Ever since starting Benvenuti Arts, Founder and CEO Sarah Benvenuti has been living location independently as a digital nomad. With remote work much more common in a post-COVID world, Sarah will share what she’s learned in her years of working remotely and traveling in this series.

I’m writing this post while sitting in the train station in Inverness, Scotland. Over the years, I’ve gotten good at sleuthing out the spots where I can sit with my computer without anyone getting annoyed with me. 

I’ve been at this digital nomad thing for 8 years now. Even during that first year of COVID, I would go out to Oregon (with care) for months at a time to help out with my newborn nephew, and work from my brother’s home. For clients who have been with me for years, it is something they are used to: opening up their Zoom meetings with me and never knowing where in the world I’ll be. While I now maintain a home base in Pittsburgh – I was fully nomadic, living out of a suitcase for three years before COVID – I still identify strongly with the digital nomad/location independent community, and am back to traveling as much as possible.

It’s not for everyone, I know. Living life in motion has been the greatest gift I’ve ever given myself, but it does take a lot of organization, purposeful communication, and patience to bounce around the world while maintaining my friendships and community. While I don’t expect everyone to fully dive into the travel life like I did, now that more businesses are open to remote work in some capacity, I hope more of you will try adding elements of this life to your own.
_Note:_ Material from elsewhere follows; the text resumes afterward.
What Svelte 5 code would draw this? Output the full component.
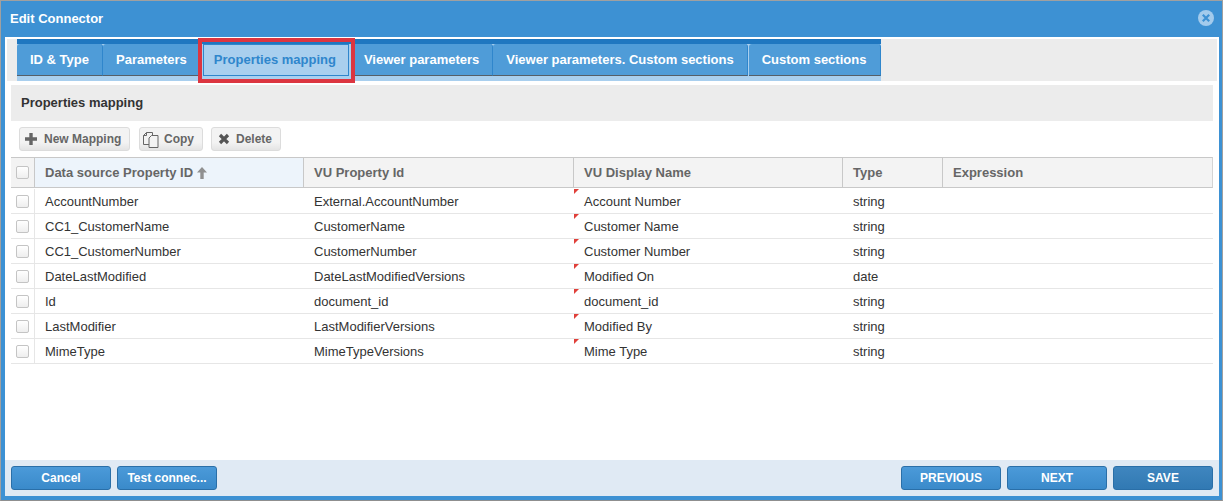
<script lang="ts">
  const tabs = [
    "ID & Type",
    "Parameters",
    "Properties mapping",
    "Viewer parameters",
    "Viewer parameters. Custom sections",
    "Custom sections",
  ];
  const activeTab = "Properties mapping";

  const columns = [
    { label: "Data source Property ID", sorted: true },
    { label: "VU Property Id" },
    { label: "VU Display Name" },
    { label: "Type" },
    { label: "Expression" },
  ];

  const rows = [
    ["AccountNumber", "External.AccountNumber", "Account Number", "string"],
    ["CC1_CustomerName", "CustomerName", "Customer Name", "string"],
    ["CC1_CustomerNumber", "CustomerNumber", "Customer Number", "string"],
    ["DateLastModified", "DateLastModifiedVersions", "Modified On", "date"],
    ["Id", "document_id", "document_id", "string"],
    ["LastModifier", "LastModifierVersions", "Modified By", "string"],
    ["MimeType", "MimeTypeVersions", "Mime Type", "string"],
  ];
</script>

<div class="dialog">
  <header class="title">
    <span>Edit Connector</span>
    <svg class="close" width="16" height="16" viewBox="0 0 16 16">
      <circle cx="8" cy="8" r="8" fill="#a3cbec" />
      <path d="M4.8 4.8l6.4 6.4M11.2 4.8l-6.4 6.4" stroke="#3d91d3" stroke-width="2.2" />
    </svg>
  </header>

  <div class="body">
    <div class="tabband">
      <div class="tabs">
        {#each tabs as tab}
          <div class="tab" class:active={tab === activeTab}>{tab}</div>
        {/each}
      </div>
    </div>

    <div class="content">
      <h2 class="section">Properties mapping</h2>

      <div class="toolbar">
        <button class="tool new">
          <svg width="14" height="14" viewBox="0 0 14 14">
            <path d="M7 1v12M1 7h12" stroke="#666" stroke-width="3.4" />
          </svg>
          New Mapping
        </button>
        <button class="tool copy">
          <svg width="16" height="17" viewBox="0 0 16 17" fill="#f3f3f3" stroke="#666" stroke-width="1">
            <path d="M.5 4.5L3.5 1.5H9.5V13.5H.5z" />
            <path d="M3.5 1.5V4.5H.5" fill="none" />
            <path d="M8.5 4.5H15V16.5H6V7z" />
          </svg>
          Copy
        </button>
        <button class="tool del">
          <svg width="12" height="12" viewBox="0 0 12 12">
            <path d="M2 2l8 8M10 2l-8 8" stroke="#555" stroke-width="3.2" />
          </svg>
          Delete
        </button>
      </div>

      <div class="grid head">
        <div class="check"><span class="box"></span></div>
        {#each columns as col}
          <div class="th" class:sorted={col.sorted}>
            {col.label}
            {#if col.sorted}
              <svg width="10" height="12" viewBox="0 0 10 12">
                <path d="M5 0L10 5.5H6.7V12H3.3V5.5H0z" fill="#909090" />
              </svg>
            {/if}
          </div>
        {/each}
      </div>

      {#each rows as row}
        <div class="grid row">
          <div class="check"><span class="box"></span></div>
          <div class="td">{row[0]}</div>
          <div class="td">{row[1]}</div>
          <div class="td dirty">{row[2]}</div>
          <div class="td">{row[3]}</div>
          <div class="td"></div>
        </div>
      {/each}
    </div>

    <footer class="footer">
      <button class="action">Cancel</button>
      <button class="action">Test connec...</button>
      <span class="spacer"></span>
      <button class="action caps">PREVIOUS</button>
      <button class="action caps">NEXT</button>
      <button class="action caps save">SAVE</button>
    </footer>
  </div>

  <div class="highlight"></div>
</div>

<style>
  :global(body) {
    margin: 0;
  }
  .dialog {
    position: relative;
    box-sizing: border-box;
    width: 1223px;
    height: 501px;
    display: flex;
    flex-direction: column;
    background: #3d91d3;
    border: 1px solid #a0a0a0;
    border-bottom-color: #8f8f8f;
    font-family: "Liberation Sans", Arial, sans-serif;
    overflow: hidden;
  }
  .title {
    height: 36px;
    flex: none;
    box-sizing: border-box;
    padding: 0 9px 2px;
    display: flex;
    align-items: center;
    justify-content: space-between;
    color: #fff;
    font-size: 13px;
    font-weight: bold;
  }
  .close {
    margin-right: -1px;
  }
  .body {
    flex: 1;
    margin: 0 3px 4px 4px;
    background: #fff;
    display: flex;
    flex-direction: column;
    min-height: 0;
  }
  .tabband {
    margin: 2px 2px 0 2px;
    height: 42px;
    padding-left: 10px;
    background: #ececec;
    flex: none;
  }
  .tabs {
    display: inline-flex;
    padding: 5px 0;
    height: 32px;
    background: linear-gradient(#1f77c0 5px, #a9cfee 5px);
    vertical-align: top;
  }
  .tab {
    height: 32px;
    box-sizing: border-box;
    display: flex;
    align-items: center;
    padding: 0 13px;
    color: #fff;
    font-size: 13px;
    font-weight: bold;
    background: #4f9cd8;
    border-right: 1px solid #2f86cc;
    border-bottom: 1px solid #555f68;
    border-radius: 3px 3px 0 0;
  }
  .tab:last-child {
    padding: 0 14px 0 13px;
    margin-left: 1px;
  }
  .tab.active {
    background: #a9cfee;
    color: #2f86cc;
    border: 1px solid #2f86cc;
    padding: 0 12px 1px 10px;
    margin: 0 2px;
    border-radius: 0;
  }
  .content {
    flex: 1;
    padding: 4px 6px 0 6px;
    min-height: 0;
  }
  .section {
    margin: 0;
    height: 36px;
    line-height: 36px;
    padding-left: 10px;
    background: #ececec;
    color: #333;
    font-size: 13px;
    font-weight: bold;
  }
  .toolbar {
    display: flex;
    gap: 9px;
    padding: 6px 0 6px 8px;
  }
  .tool {
    height: 24px;
    box-sizing: border-box;
    display: flex;
    align-items: center;
    gap: 6px;
    padding: 0 0 0 4px;
    border: 1px solid #dcdcdc;
    border-radius: 3px;
    background: linear-gradient(#f3f3f3 65%, #e4e4e4);
    color: #666;
    font: bold 12px "Liberation Sans", Arial, sans-serif;
  }
  .tool.new { width: 111px; }
  .tool.copy { width: 64px; gap: 5px; padding-left: 3px; }
  .tool.del { width: 70px; margin-left: -1px; padding-left: 6px; gap: 6px; }
  .grid {
    display: grid;
    grid-template-columns: 24px 269px 270px 269px 100px 1fr;
  }
  .head {
    height: 31px;
    box-sizing: border-box;
    margin-bottom: 1px;
    background: #f3f3f3;
    border-top: 1px solid #c8c8c8;
    border-bottom: 1px solid #c8c8c8;
    border-right: 1px solid #d4d4d4;
  }
  .check {
    display: flex;
    align-items: center;
    justify-content: center;
    border-right: 1px solid #e6e6e6;
  }
  .head .check {
    border-right-color: #c8c8c8;
  }
  .box {
    width: 11px;
    height: 11px;
    border: 1px solid #c4c4c4;
    border-radius: 2px;
    background: linear-gradient(#fff, #eeeeee);
  }
  .th {
    display: flex;
    align-items: center;
    gap: 4px;
    padding-left: 10px;
    border-right: 1px solid #c8c8c8;
    color: #666;
    font-size: 13px;
    font-weight: bold;
  }
  .th:last-child {
    border-right: none;
  }
  .th.sorted {
    background: #edf4fb;
  }
  .row {
    height: 25px;
    box-sizing: border-box;
    border-bottom: 1px solid #e6e6e6;
  }
  .td {
    position: relative;
    display: flex;
    align-items: center;
    padding-left: 10px;
    padding-top: 1px;
    color: #333;
    font-size: 13px;
  }
  .dirty::before {
    content: "";
    position: absolute;
    left: 0;
    top: 0;
    border-top: 5px solid #e0403a;
    border-right: 5px solid transparent;
  }
  .footer {
    flex: none;
    height: 36px;
    box-sizing: border-box;
    display: flex;
    align-items: center;
    gap: 6px;
    padding: 0 6px;
    background: #e0eaf4;
  }
  .spacer {
    flex: 1;
  }
  .action {
    width: 100px;
    height: 24px;
    padding: 0;
    border: 1px solid #2a6fa8;
    border-radius: 3px;
    background: linear-gradient(#4b9ad9, #3a8aca);
    color: #fff;
    font: bold 12px "Liberation Sans", Arial, sans-serif;
  }
  .action.save {
    background: linear-gradient(#3f86bf, #3179b3);
  }
  .highlight {
    position: absolute;
    left: 197px;
    top: 37px;
    width: 149px;
    height: 37px;
    border: 4px solid #dc3540;
  }
</style>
For me, the best part of nomading has been the space I can find for myself, even when work gets intense. Starting a business is hard, and the past eight years have been a see-saw of intensity followed by brief calm as we achieve the next step, followed by long periods of intensity again as we move forward. I hate to admit this, but I didn’t take more than a few days off in a row for the first 5 years of Benvenuti Arts.

But this is where travel saved me. 

Maybe I couldn’t “vacation” – i.e. take a week off, not look at email, and relax on a beach – but by “living” in a place for a month while working, I could get a feel for a new city. I could see the sites and museums, experience the culture, and even make local friends. While I had to work, the difference in time zones forced me to put a limit on my availability. Like anyone who works, my evenings and weekends were full. I’ve had a spontaneous sing-a-long with old locals at a restaurant in the Thai countryside, drank too much wine with new friends from a Spanish course on a rooftop in Barcelona, ate and drank with the chef of a ramen joint in Medellin after closing, and hiked the Scottish Highlands (spraining my ankle in the process, which led me to being mocked by a Scottish doctor, but that’s another story!). These are things I wouldn’t have experienced on vacation because they took me being in a place for a time, getting comfortable and meeting people.

Every month (hopefully), I want to share with you tips about traveling while working and making the most of this new way of living that many of you can now try out. The first step: expand what you think of when you think of travel. Even if you just want to go see old friends in another city, is it possible to be there for a week instead of rushing through a weekend, if you just work from there? Have you always wanted to go to Australia or someplace far away, but feel like you’d want more than a week there due to the flight? Maybe you’ve been learning Spanish, and have wanted to use the language more often. 

Working remotely helped me to think more expansively about my life; about where I call home, how I maintain my relationships and show up for the people I love, and how I take care of myself. Your solution won’t look like mine, but I would encourage you to start thinking outside the office.